The DfE assures us that they will seek to prevent discrimination from arising in the first place and consider their policy on how disability discrimination claims against schools are dealt with. The possibility of financial compensation being awarded by the Tribunal did not gain much traction in the paper. In fact, it only a manage to secure a single passing reference.

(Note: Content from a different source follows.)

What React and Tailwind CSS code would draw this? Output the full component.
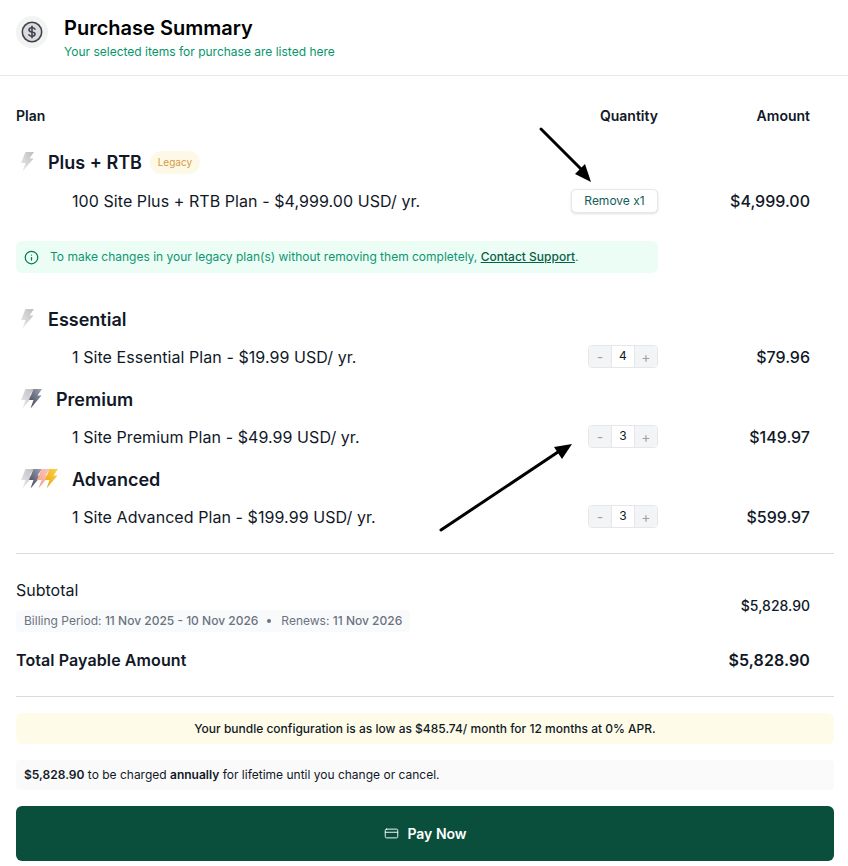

Other aims worth mentioning

There are many other steps the DfE hopes to take in the coming year and beyond. Some of these include:

  • Increase SEND funding by more than 50% to over £10 billion by 2023-24;
  • A £70 million Change Programme to establish up to nine Regional Expert Partnerships who will help co-produce, test and refine key reforms.
  • Collaborate with Ofsted and the Care Quality Commission to deliver an updated local area SEND inspection framework.
  • Fund up to 5,000 early years staff to gain an accredited Level 3 early years SENCo qualification to support the early years sector, with training running until August 2024.
  • Increase capacity of specialists, including by investing a further £21 million to train two more cohorts of educational psychologists in the academic years 2024 and 2025;
  • The Institute for Apprenticeships and Technical Education will develop an apprenticeship for teachers of sensory impairments.
  • Introduce new guidance for professionals to help them provide the more appropriate support.
  • Develop a system of funding bands and tariffs so that consistent National Standards are backed by more consistent funding across the country.
  • Develop new approaches to funding alternative provision aligned to their focus on preventative work with, and reintegration of pupils into, mainstream schools. The DfE will do this in consultation with mainstream schools, the alternative provision sector and local authorities.
  • Invest £18 million between 2022 and 2025 to double the capacity of the Supported Internships Programme.